Good post. I as well thought i was reading too deep into the film and was questioning whether academics were actually thinking these things.
Posted by: dawn | Tuesday, 27 December 2005 at 03:55 PM
It's audacious to call the movie racist just because the femme fatale is fair and the islanders are dark. The most ungenerous thing you could reasonably say about the choice of skin colors is that it panders to stereotypes. But as our host alludes, to make the islanders white would be implausible to anybody with an inkling of knowledge of the history of human migration. The movie only barely escapes from heavy handedness in it's efforts to be PC and right old wrongs, but to make Kong's lover dark skinned would be totally over the top in this regard. Plus, is it unreasonable for an American film to try and evoke damsels of English lore? Leave the artist his or her friggin freedom. If you want to make a giant snake movie that echoes the Mahabharata while offering rich roles to Latino and Latino actors and spotlighting the perils of globalization while inverting conventional gender roles, you go girl.
Posted by: MT | Tuesday, 27 December 2005 at 04:33 PM
Hmmm..yet as we all know, the original film was merely a terrorist plot in disguise (or was it the other way around...best ask someone who's seen "The Power of Nightmares" I suppose). In short, this film should be carefully scrutinized for providing imaginative fodder for Terror. That's the message I take from it.
Honestly, I thought it was a piece of pure crap, and if anything Jodi does this sort of knee-jerk, unapologetically facile poking at the easily-bruised PC police too much justice by even remarking on it.
No, I haven't seen it, and don't really plan on it.
"PC police" are today somewhat impotent, tired straws, hung up on superficial, token gestures of diversity and patronizing tolerance, sure, but then it's hard to stay fashionable fighting racism in a society where everyone is de-facto racist...whether they acknowledge it or not.

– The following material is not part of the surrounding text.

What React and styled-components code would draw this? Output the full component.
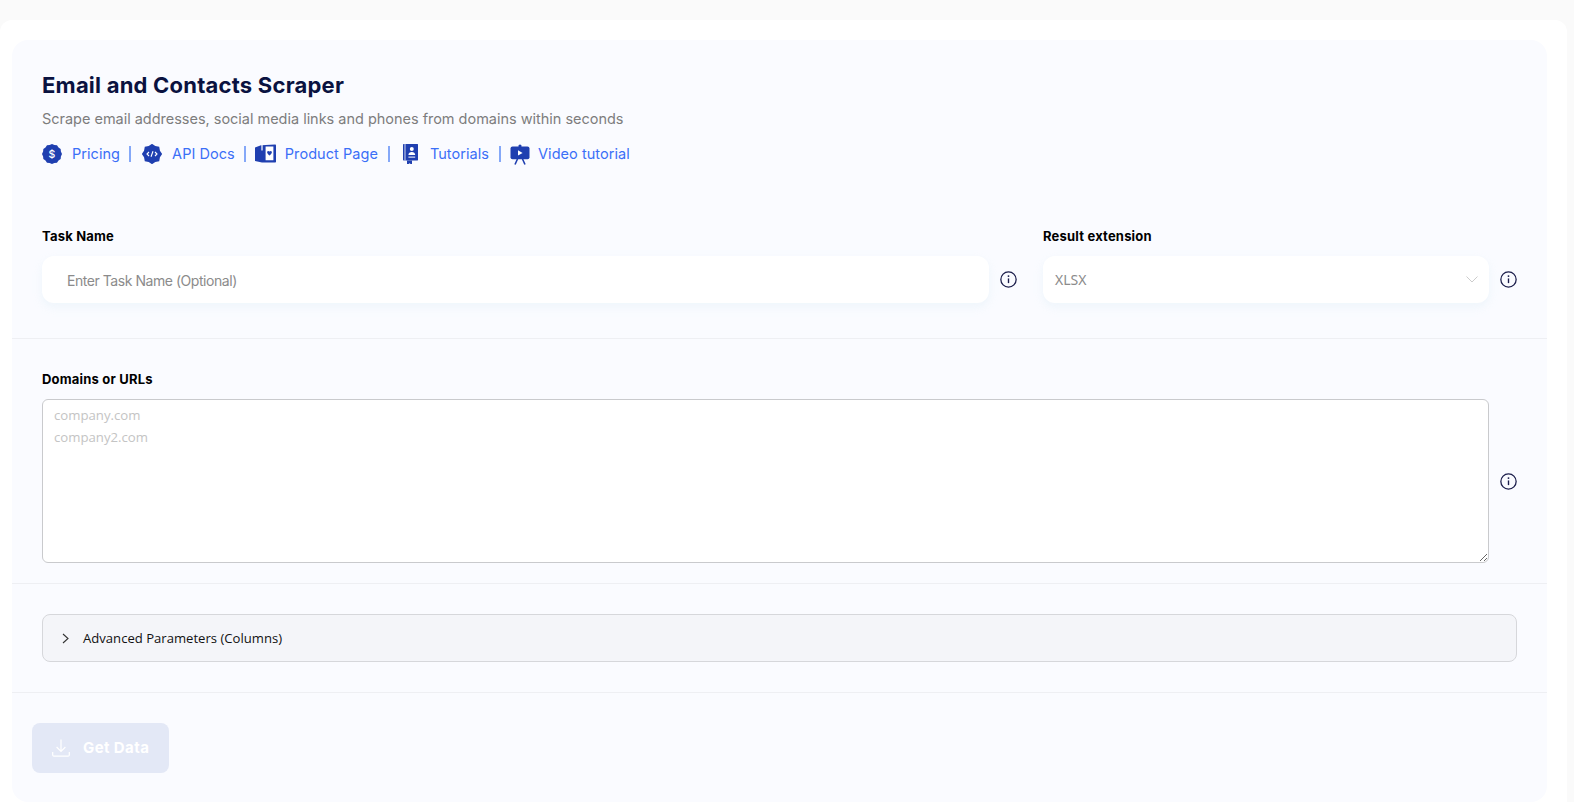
import React from "react";
import styled, { createGlobalStyle } from "styled-components";

const Global = createGlobalStyle`
  html, body { margin: 0; padding: 0; background: #fafafa; height: 802px; overflow: hidden; }
  * { box-sizing: border-box; }
  body { font-family: "Inter", "Liberation Sans", sans-serif; }
`;

const Page = styled.div`
  padding-top: 20px;
  width: 1574px;
  height: 802px;
  overflow: hidden;
`;
const Sheet = styled.main`
  width: 1567px;
  height: 782px;
  background: #fff;
  border-radius: 12px 12px 0 0;
  padding: 20px 20px 0 12px;
`;
const Panel = styled.section`
  height: 762px;
  background: #fafbff;
  border-radius: 16px;
`;
const Header = styled.header`
  padding: 30px 30px 0;
  height: 162px;
`;
const Title = styled.h1`
  margin: 0;
  font: 700 22px/30px "Inter", sans-serif;
  letter-spacing: 0.22px;
  color: #0a1240;
`;
const Subtitle = styled.p`
  margin: 9px 0 0;
  font: 400 14.5px/20px "Inter", sans-serif;
  letter-spacing: -0.02px;
  color: #7d7d7d;
`;
const Links = styled.nav`
  display: flex;
  align-items: center;
  height: 24px;
  margin-top: 13px;
`;
const LinkItem = styled.a`
  display: flex;
  align-items: center;
  gap: ${(p) => p.$gap}px;
  font: 400 14.5px/24px "Inter", sans-serif;
  letter-spacing: 0.05px;
  color: #3b6ff7;
  text-decoration: none;
`;
const Sep = styled.span`
  width: 2px;
  height: 16px;
  margin: 0 ${(p) => p.$right}px 0 ${(p) => p.$left}px;
  background: #85a8f8;
`;
const Section = styled.div`
  padding: ${(p) => p.$pad};
  border-bottom: ${(p) => (p.$last ? "none" : "1px solid #eeeff3")};
`;
const TopRow = styled.div`
  display: grid;
  grid-template-columns: 975px 474px;
  column-gap: 26px;
`;
const Label = styled.label`
  display: block;
  font: 700 13px/18px "Inter", sans-serif;
  letter-spacing: 0.2px;
  color: #000;
  margin-bottom: 11px;
`;
const Control = styled.div`
  display: flex;
  align-items: center;
  gap: 11px;
`;
const TextInput = styled.input`
  flex: 1;
  min-width: 0;
  height: 47px;
  border: none;
  outline: none;
  border-radius: 12px;
  background: #fff;
  padding: 2px 25px 0;
  font: 400 14px/20px "Inter", sans-serif;
  letter-spacing: -0.45px;
  box-shadow: 0 4px 10px rgba(210, 235, 240, 0.28);
  &::placeholder { color: #8b8b8b; opacity: 1; }
`;
const Select = styled.div`
  flex: 1;
  min-width: 0;
  height: 47px;
  border-radius: 12px;
  background: #fff;
  padding: 0 11px 0 12px;
  display: flex;
  align-items: center;
  justify-content: space-between;
  font: 400 14px/20px "Noto Sans", sans-serif;
  color: #8b8b8b;
  box-shadow: 0 4px 10px rgba(210, 235, 240, 0.28);
`;
const Area = styled.textarea`
  display: block;
  flex: 1;
  min-width: 0;
  height: 164px;
  border: 1px solid #c9cacd;
  border-radius: 6px;
  background: #fff;
  outline: none;
  padding: 4px 11px;
  font: 400 13.2px/22px "Open Sans", sans-serif;
  resize: vertical;
  &::placeholder { color: #c4c4c4; opacity: 1; }
`;
const Accordion = styled.button`
  display: flex;
  align-items: center;
  gap: 14px;
  width: 100%;
  height: 48px;
  padding: 0 0 0 19px;
  background: #f4f5f9;
  border: 1px solid #d6d7db;
  border-radius: 8px;
  font: 400 13.1px/20px "Open Sans", sans-serif;
  color: #111;
  text-align: left;
`;
const GetData = styled.button`
  display: flex;
  align-items: center;
  gap: 13px;
  width: 137px;
  height: 50px;
  padding: 0 0 0 20px;
  border: none;
  border-radius: 8px;
  background: #e3e8f6;
  color: #fff;
  font: 700 15px/20px "Inter", sans-serif;
  letter-spacing: 0.4px;
`;

const blue = "#1f3fb0";

const Info = () => (
  <svg width="17" height="17" viewBox="0 0 16 16" fill="none" style={{ flex: "none" }}>
    <circle cx="8" cy="8" r="7.2" stroke="#1a1c4a" strokeWidth="1.2" />
    <path d="M8 7v4.4" stroke="#1a1c4a" strokeWidth="1.3" />
    <circle cx="8" cy="4.8" r="0.9" fill="#1a1c4a" />
  </svg>
);

const gearPath = (teeth, r1, r2) => {
  let d = "";
  const n = teeth * 2;
  for (let i = 0; i < n; i++) {
    const a = (i / n) * Math.PI * 2;
    const r = i % 2 ? r1 : r2;
    d += `${i ? "L" : "M"}${(10 + r * Math.cos(a)).toFixed(2)} ${(10 + r * Math.sin(a)).toFixed(2)}`;
  }
  return d + "Z";
};

const Dollar = () => (
  <svg width="20" height="20" viewBox="0 0 20 20">
    <path d={gearPath(12, 9.2, 10)} fill={blue} />
    <text x="10" y="13.8" textAnchor="middle" fontSize="10.5" fontWeight="500" fill="#fff" fontFamily="Inter, sans-serif">$</text>
  </svg>
);
const Code = () => (
  <svg width="20" height="20" viewBox="0 0 20 20">
    <path d={gearPath(8, 8.6, 10.2)} fill={blue} />
    <path d="M7 8 5 10l2 2M13 8l2 2-2 2M11 7.2l-2 5.6" stroke="#fff" strokeWidth="1.1" fill="none" />
  </svg>
);
const BookCard = () => (
  <svg width="21" height="20" viewBox="0 0 21 20">
    <path d="M0 3.6 6 1.2 20 .6c.6 0 1 .4 1 1v15.8c0 .6-.4 1-1 1H7L0 17z" fill={blue} />
    <path d="M6.4 0.5h1.2v6h-1.2z" fill="#fff" />
    <path d="M10.6 2.4h7.8v13.8h-7.8z" fill="#fff" />
    <path d="M14.5 7.6c-1-1.3-2.9-.4-2.3 1.2.3 1 1.4 2 2.3 2.8.9-.8 2-1.8 2.3-2.8.6-1.6-1.3-2.5-2.3-1.2z" fill={blue} />
  </svg>
);
const Tutorial = () => (
  <svg width="16" height="20" viewBox="0 0 16 20">
    <path d="M1 0h13.5c.4 0 .5.2.5.5V16c0 .3-.2.5-.5.5H1c-.6 0-1-.4-1-1V1c0-.6.4-1 1-1z" fill={blue} />
    <rect x="1.6" y="0" width="0.8" height="16.5" fill="#fff" />
    <circle cx="8.8" cy="5" r="2" fill="#fff" />
    <path d="M5.4 11c0-2 1.5-3 3.4-3s3.4 1 3.4 3z" fill="#fff" />
    <rect x="5.4" y="12.6" width="6.8" height="1" fill="#fff" />
    <path d="M4 16.5h5V20H7.6l-1-.8-1 .8H4z" fill={blue} />
  </svg>
);
const Video = () => (
  <svg width="20" height="21" viewBox="0 0 20 21">
    <rect x="0.5" y="2.6" width="19" height="12.6" rx="2" fill={blue} />
    <circle cx="10" cy="2" r="1.6" fill={blue} />
    <path d="M8 6.2v5.4l4.6-2.7z" fill="#fff" />
    <path d="M7.5 15 5 20.5M12.5 15l2.5 5.5" stroke={blue} strokeWidth="1.6" fill="none" />
  </svg>
);
const Chevron = ({ d, w, h, c, sw }) => (
  <svg width={w} height={h} viewBox={`0 0 ${w} ${h}`} fill="none" style={{ flex: "none" }}>
    <path d={d} stroke={c} strokeWidth={sw} />
  </svg>
);
const Download = () => (
  <svg width="18" height="18" viewBox="0 0 18 18" fill="none" stroke="#fff" strokeWidth="1.2" style={{ flex: "none" }}>
    <path d="M9 .5v12M4.6 8 9 12.4 13.4 8M.7 13v3c0 .7.5 1.2 1.2 1.2h14.2c.7 0 1.2-.5 1.2-1.2v-3" />
  </svg>
);

export default function App() {
  return (
    <Page>
      <Global />
      <Sheet>
        <Panel>
          <Header>
            <Title>Email and Contacts Scraper</Title>
            <Subtitle>Scrape email addresses, social media links and phones from domains within seconds</Subtitle>
            <Links>
              <LinkItem href="#" $gap={10}><Dollar />Pricing</LinkItem>
              <Sep $left={9} $right={11} />
              <LinkItem href="#" $gap={10}><Code />API Docs</LinkItem>
              <Sep $left={9} $right={9} />
              <LinkItem href="#" $gap={9}><BookCard />Product Page</LinkItem>
              <Sep $left={10} $right={13} />
              <LinkItem href="#" $gap={11}><Tutorial />Tutorials</LinkItem>
              <Sep $left={10} $right={9} />
              <LinkItem href="#" $gap={8}><Video />Video tutorial</LinkItem>
            </Links>
          </Header>
          <Section $pad="25px 30px 35px">
            <TopRow>
              <div>
                <Label>Task Name</Label>
                <Control>
                  <TextInput placeholder="Enter Task Name (Optional)" />
                  <Info />
                </Control>
              </div>
              <div>
                <Label>Result extension</Label>
                <Control>
                  <Select>
                    XLSX
                    <Chevron d="M.5.5 6 6l5.5-5.5" w={12} h={7} c="#c6c6c6" sw={0.9} />
                  </Select>
                  <Info />
                </Control>
              </div>
            </TopRow>
          </Section>
          <Section $pad="31px 30px 20px">
            <Label>Domains or URLs</Label>
            <Control>
              <Area placeholder={"company.com\ncompany2.com"} />
              <Info />
            </Control>
          </Section>
          <Section $pad="30px 30px 30px">
            <Accordion>
              <Chevron d="M1 1l5 4.5L1 10" w={7} h={11} c="#333" sw={1.1} />
              Advanced Parameters (Columns)
            </Accordion>
          </Section>
          <Section $pad="30px 20px 0" $last>
            <GetData><Download />Get Data</GetData>
          </Section>
        </Panel>
      </Sheet>
    </Page>
  );
}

But really, there are more effective ways of undermining knee-jerk, operatic racism...(that would actually be my FIRST thought, Scott) than by simply provoking those those who would (perhaps necessarily) jerk their knees at unapologetic, historical revisionist, operatic racism. I don't buy it, Scott. Are you saying this film succeeds as self-conscious over-the-top kitsch? I don't see the lighthearted undercutting (and if so, it's certainly neither artful, creative nor courageous); I think that's just an excuse, a formulaic ready-made gesture to ward off vague popular anxieties (obviously not anxious enough) about pandering to present-day zenophobia
Ok, I'm off to watch "Le joli mai" now...But at some point one has to wonder about the proper place for these modernist, operatic myths and fantasies.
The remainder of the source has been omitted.